For the copy, please give all of the data again exactly and leave the pictures out.

Source material –
%%

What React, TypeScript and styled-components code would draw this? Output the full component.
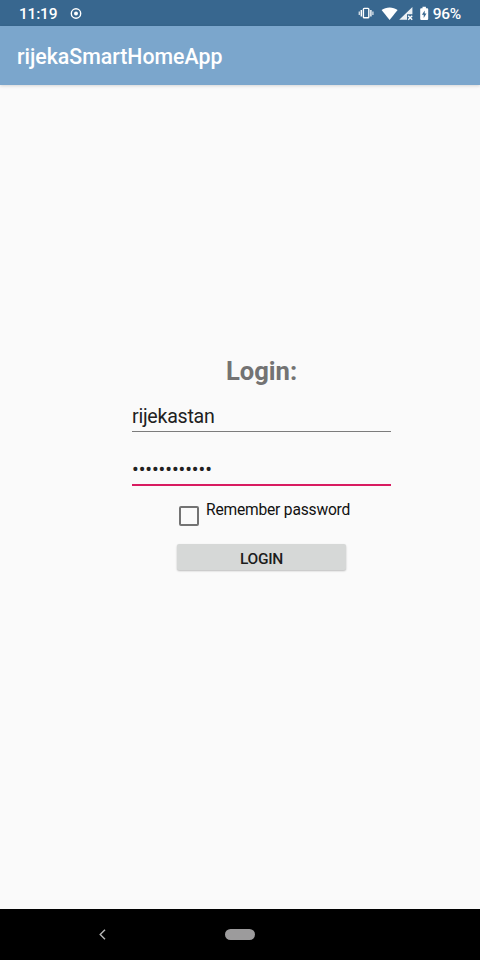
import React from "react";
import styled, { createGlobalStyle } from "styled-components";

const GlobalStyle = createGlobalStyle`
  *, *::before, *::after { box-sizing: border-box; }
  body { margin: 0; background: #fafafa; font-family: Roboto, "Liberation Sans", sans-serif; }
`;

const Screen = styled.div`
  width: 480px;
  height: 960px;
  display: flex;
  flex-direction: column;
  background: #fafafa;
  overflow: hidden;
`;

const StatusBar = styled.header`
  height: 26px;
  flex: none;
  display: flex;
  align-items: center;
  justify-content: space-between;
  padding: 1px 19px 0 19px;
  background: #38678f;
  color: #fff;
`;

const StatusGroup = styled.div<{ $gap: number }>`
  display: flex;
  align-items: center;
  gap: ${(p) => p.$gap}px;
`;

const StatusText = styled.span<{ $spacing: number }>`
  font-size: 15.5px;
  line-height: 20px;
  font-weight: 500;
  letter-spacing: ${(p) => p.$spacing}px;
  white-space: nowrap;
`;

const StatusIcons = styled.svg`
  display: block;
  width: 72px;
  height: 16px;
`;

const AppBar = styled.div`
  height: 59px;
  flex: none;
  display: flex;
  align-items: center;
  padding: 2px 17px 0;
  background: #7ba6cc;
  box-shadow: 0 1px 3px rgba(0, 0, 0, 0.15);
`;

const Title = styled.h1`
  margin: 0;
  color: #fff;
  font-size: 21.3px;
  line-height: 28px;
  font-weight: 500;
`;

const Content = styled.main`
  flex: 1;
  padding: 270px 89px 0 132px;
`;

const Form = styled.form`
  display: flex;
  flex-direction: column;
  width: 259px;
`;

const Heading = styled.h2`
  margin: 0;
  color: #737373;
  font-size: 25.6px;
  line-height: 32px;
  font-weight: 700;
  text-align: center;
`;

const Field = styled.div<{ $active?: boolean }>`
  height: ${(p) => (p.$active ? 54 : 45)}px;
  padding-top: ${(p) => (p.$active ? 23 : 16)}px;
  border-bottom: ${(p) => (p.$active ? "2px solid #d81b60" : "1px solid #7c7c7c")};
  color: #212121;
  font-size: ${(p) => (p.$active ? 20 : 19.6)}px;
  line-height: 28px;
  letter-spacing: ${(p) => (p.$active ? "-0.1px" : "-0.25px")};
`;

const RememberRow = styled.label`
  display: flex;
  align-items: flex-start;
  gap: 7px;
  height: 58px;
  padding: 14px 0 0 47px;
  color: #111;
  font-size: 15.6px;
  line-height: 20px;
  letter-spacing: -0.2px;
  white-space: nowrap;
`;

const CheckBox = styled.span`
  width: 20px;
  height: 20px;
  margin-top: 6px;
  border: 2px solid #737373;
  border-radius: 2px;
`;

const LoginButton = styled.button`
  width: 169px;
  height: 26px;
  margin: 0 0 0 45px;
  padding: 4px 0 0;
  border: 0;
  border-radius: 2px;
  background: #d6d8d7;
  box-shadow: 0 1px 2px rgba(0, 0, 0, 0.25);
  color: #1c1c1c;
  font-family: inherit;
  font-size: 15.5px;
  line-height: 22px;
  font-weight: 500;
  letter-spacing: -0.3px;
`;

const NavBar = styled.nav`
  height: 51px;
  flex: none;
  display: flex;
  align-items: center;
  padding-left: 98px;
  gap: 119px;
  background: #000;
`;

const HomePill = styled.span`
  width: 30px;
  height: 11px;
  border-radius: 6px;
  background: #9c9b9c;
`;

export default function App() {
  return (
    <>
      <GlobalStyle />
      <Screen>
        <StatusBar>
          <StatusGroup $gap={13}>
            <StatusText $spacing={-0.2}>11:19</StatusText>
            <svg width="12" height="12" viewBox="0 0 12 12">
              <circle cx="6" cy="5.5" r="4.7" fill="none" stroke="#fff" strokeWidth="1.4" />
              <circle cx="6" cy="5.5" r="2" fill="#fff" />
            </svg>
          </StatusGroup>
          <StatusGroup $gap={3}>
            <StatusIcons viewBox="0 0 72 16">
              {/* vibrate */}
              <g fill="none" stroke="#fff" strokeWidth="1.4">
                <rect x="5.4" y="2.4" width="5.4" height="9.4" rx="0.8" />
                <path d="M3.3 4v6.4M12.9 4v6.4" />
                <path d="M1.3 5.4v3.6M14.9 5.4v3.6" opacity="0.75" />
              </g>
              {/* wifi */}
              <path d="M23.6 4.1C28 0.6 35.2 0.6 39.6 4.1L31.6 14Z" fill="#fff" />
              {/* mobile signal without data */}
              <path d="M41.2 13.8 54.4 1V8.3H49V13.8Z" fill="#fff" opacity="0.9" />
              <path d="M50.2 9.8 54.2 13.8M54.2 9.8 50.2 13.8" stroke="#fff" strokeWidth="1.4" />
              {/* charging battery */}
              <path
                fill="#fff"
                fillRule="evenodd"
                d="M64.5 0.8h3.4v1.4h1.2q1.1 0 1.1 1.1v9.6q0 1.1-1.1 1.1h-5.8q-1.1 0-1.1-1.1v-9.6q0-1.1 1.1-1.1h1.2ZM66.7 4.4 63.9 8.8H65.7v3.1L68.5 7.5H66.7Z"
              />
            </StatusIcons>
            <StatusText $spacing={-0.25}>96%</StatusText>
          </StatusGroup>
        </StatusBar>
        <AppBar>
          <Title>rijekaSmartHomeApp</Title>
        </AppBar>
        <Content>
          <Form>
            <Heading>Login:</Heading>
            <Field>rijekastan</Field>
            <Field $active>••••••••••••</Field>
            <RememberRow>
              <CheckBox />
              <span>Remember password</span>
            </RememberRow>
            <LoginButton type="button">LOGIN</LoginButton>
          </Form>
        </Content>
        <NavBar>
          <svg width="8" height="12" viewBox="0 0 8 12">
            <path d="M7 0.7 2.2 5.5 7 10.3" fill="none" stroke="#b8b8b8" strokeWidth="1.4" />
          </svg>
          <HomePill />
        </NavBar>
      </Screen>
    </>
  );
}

%%

Task response –
What React, TypeScript and styled-components code would draw this? Output the full component.
import React from "react";
import styled, { createGlobalStyle } from "styled-components";

const GlobalStyle = createGlobalStyle`
  *, *::before, *::after { box-sizing: border-box; }
  body { margin: 0; background: #fafafa; font-family: Roboto, "Liberation Sans", sans-serif; }
`;

const Screen = styled.div`
  width: 480px;
  height: 960px;
  display: flex;
  flex-direction: column;
  background: #fafafa;
  overflow: hidden;
`;

const StatusBar = styled.header`
  height: 26px;
  flex: none;
  display: flex;
  align-items: center;
  justify-content: space-between;
  padding: 1px 19px 0 19px;
  background: #38678f;
  color: #fff;
`;

const StatusGroup = styled.div<{ $gap: number }>`
  display: flex;
  align-items: center;
  gap: ${(p) => p.$gap}px;
`;

const StatusText = styled.span<{ $spacing: number }>`
  font-size: 15.5px;
  line-height: 20px;
  font-weight: 500;
  letter-spacing: ${(p) => p.$spacing}px;
  white-space: nowrap;
`;

const StatusIcons = styled.svg`
  display: block;
  width: 72px;
  height: 16px;
`;

const AppBar = styled.div`
  height: 59px;
  flex: none;
  display: flex;
  align-items: center;
  padding: 2px 17px 0;
  background: #7ba6cc;
  box-shadow: 0 1px 3px rgba(0, 0, 0, 0.15);
`;

const Title = styled.h1`
  margin: 0;
  color: #fff;
  font-size: 21.3px;
  line-height: 28px;
  font-weight: 500;
`;

const Content = styled.main`
  flex: 1;
  padding: 270px 89px 0 132px;
`;

const Form = styled.form`
  display: flex;
  flex-direction: column;
  width: 259px;
`;

const Heading = styled.h2`
  margin: 0;
  color: #737373;
  font-size: 25.6px;
  line-height: 32px;
  font-weight: 700;
  text-align: center;
`;

const Field = styled.div<{ $active?: boolean }>`
  height: ${(p) => (p.$active ? 54 : 45)}px;
  padding-top: ${(p) => (p.$active ? 23 : 16)}px;
  border-bottom: ${(p) => (p.$active ? "2px solid #d81b60" : "1px solid #7c7c7c")};
  color: #212121;
  font-size: ${(p) => (p.$active ? 20 : 19.6)}px;
  line-height: 28px;
  letter-spacing: ${(p) => (p.$active ? "-0.1px" : "-0.25px")};
`;

const RememberRow = styled.label`
  display: flex;
  align-items: flex-start;
  gap: 7px;
  height: 58px;
  padding: 14px 0 0 47px;
  color: #111;
  font-size: 15.6px;
  line-height: 20px;
  letter-spacing: -0.2px;
  white-space: nowrap;
`;

const CheckBox = styled.span`
  width: 20px;
  height: 20px;
  margin-top: 6px;
  border: 2px solid #737373;
  border-radius: 2px;
`;

const LoginButton = styled.button`
  width: 169px;
  height: 26px;
  margin: 0 0 0 45px;
  padding: 4px 0 0;
  border: 0;
  border-radius: 2px;
  background: #d6d8d7;
  box-shadow: 0 1px 2px rgba(0, 0, 0, 0.25);
  color: #1c1c1c;
  font-family: inherit;
  font-size: 15.5px;
  line-height: 22px;
  font-weight: 500;
  letter-spacing: -0.3px;
`;

const NavBar = styled.nav`
  height: 51px;
  flex: none;
  display: flex;
  align-items: center;
  padding-left: 98px;
  gap: 119px;
  background: #000;
`;

const HomePill = styled.span`
  width: 30px;
  height: 11px;
  border-radius: 6px;
  background: #9c9b9c;
`;

export default function App() {
  return (
    <>
      <GlobalStyle />
      <Screen>
        <StatusBar>
          <StatusGroup $gap={13}>
            <StatusText $spacing={-0.2}>11:19</StatusText>
            <svg width="12" height="12" viewBox="0 0 12 12">
              <circle cx="6" cy="5.5" r="4.7" fill="none" stroke="#fff" strokeWidth="1.4" />
              <circle cx="6" cy="5.5" r="2" fill="#fff" />
            </svg>
          </StatusGroup>
          <StatusGroup $gap={3}>
            <StatusIcons viewBox="0 0 72 16">
              {/* vibrate */}
              <g fill="none" stroke="#fff" strokeWidth="1.4">
                <rect x="5.4" y="2.4" width="5.4" height="9.4" rx="0.8" />
                <path d="M3.3 4v6.4M12.9 4v6.4" />
                <path d="M1.3 5.4v3.6M14.9 5.4v3.6" opacity="0.75" />
              </g>
              {/* wifi */}
              <path d="M23.6 4.1C28 0.6 35.2 0.6 39.6 4.1L31.6 14Z" fill="#fff" />
              {/* mobile signal without data */}
              <path d="M41.2 13.8 54.4 1V8.3H49V13.8Z" fill="#fff" opacity="0.9" />
              <path d="M50.2 9.8 54.2 13.8M54.2 9.8 50.2 13.8" stroke="#fff" strokeWidth="1.4" />
              {/* charging battery */}
              <path
                fill="#fff"
                fillRule="evenodd"
                d="M64.5 0.8h3.4v1.4h1.2q1.1 0 1.1 1.1v9.6q0 1.1-1.1 1.1h-5.8q-1.1 0-1.1-1.1v-9.6q0-1.1 1.1-1.1h1.2ZM66.7 4.4 63.9 8.8H65.7v3.1L68.5 7.5H66.7Z"
              />
            </StatusIcons>
            <StatusText $spacing={-0.25}>96%</StatusText>
          </StatusGroup>
        </StatusBar>
        <AppBar>
          <Title>rijekaSmartHomeApp</Title>
        </AppBar>
        <Content>
          <Form>
            <Heading>Login:</Heading>
            <Field>rijekastan</Field>
            <Field $active>••••••••••••</Field>
            <RememberRow>
              <CheckBox />
              <span>Remember password</span>
            </RememberRow>
            <LoginButton type="button">LOGIN</LoginButton>
          </Form>
        </Content>
        <NavBar>
          <svg width="8" height="12" viewBox="0 0 8 12">
            <path d="M7 0.7 2.2 5.5 7 10.3" fill="none" stroke="#b8b8b8" strokeWidth="1.4" />
          </svg>
          <HomePill />
        </NavBar>
      </Screen>
    </>
  );
}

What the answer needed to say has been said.